Oddly enough, Hig is also an angel of mercy to other survivors, delivering vegetables he grows, fixing solar panels. He has two very different but three-dimensional sides of his character. He relies on Bangley and appreciates how many times the total nut-job has saved his life, but he greatly resents the way killing is a way of life. He just wants to fish and misses his job as a writer for an outdoor magazine. He’s very much the everyman, the way I think Harrison Ford movies can make you believe his character is just the regular desk jockey who is suddenly over his head and has to adopt this entirely other way of existing.

Following the death of Hig’s best friend (his dog Jasper), he decides there’s got to be more than this and flies off, past his point of no return where he knows his avgas can’t get him “home.” He’s off to search for…something more, but he doesn’t know what.

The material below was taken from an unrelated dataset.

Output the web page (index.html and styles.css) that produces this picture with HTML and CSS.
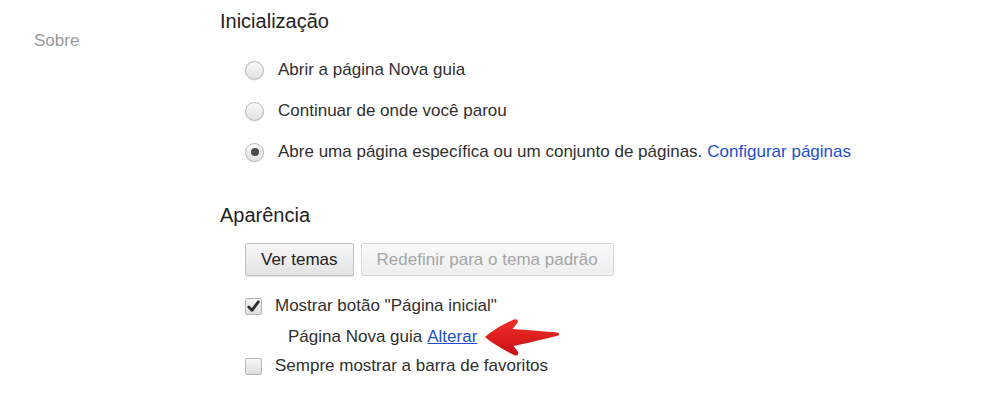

The world is violent, and like I mentioned above, there is a lot of swearing. So much swearing. (But I felt it was authentic.) Hig is an interesting protagonist because he’s desperate to help people, and does when he can, but he’s also a killer who lets his dog eat the bodies of trespassers. It’s an interesting balance of shock and compassion and desperation and everything else.

Best scene in the book: Hig and another character see their own reflections in a mirror for the first time in nine years. Reading it, I wondered if I’d recognize myself, even under normal circumstances, let alone in a hostile environment that had stripped away so much of my humanity. Interesting thought as he stares, wondering who the angry, homeless old man is. Channels a little C.S. Lewis in Out of the Silent Planet when Ransom is confused by the figure of another human after living among the Sorns for so long.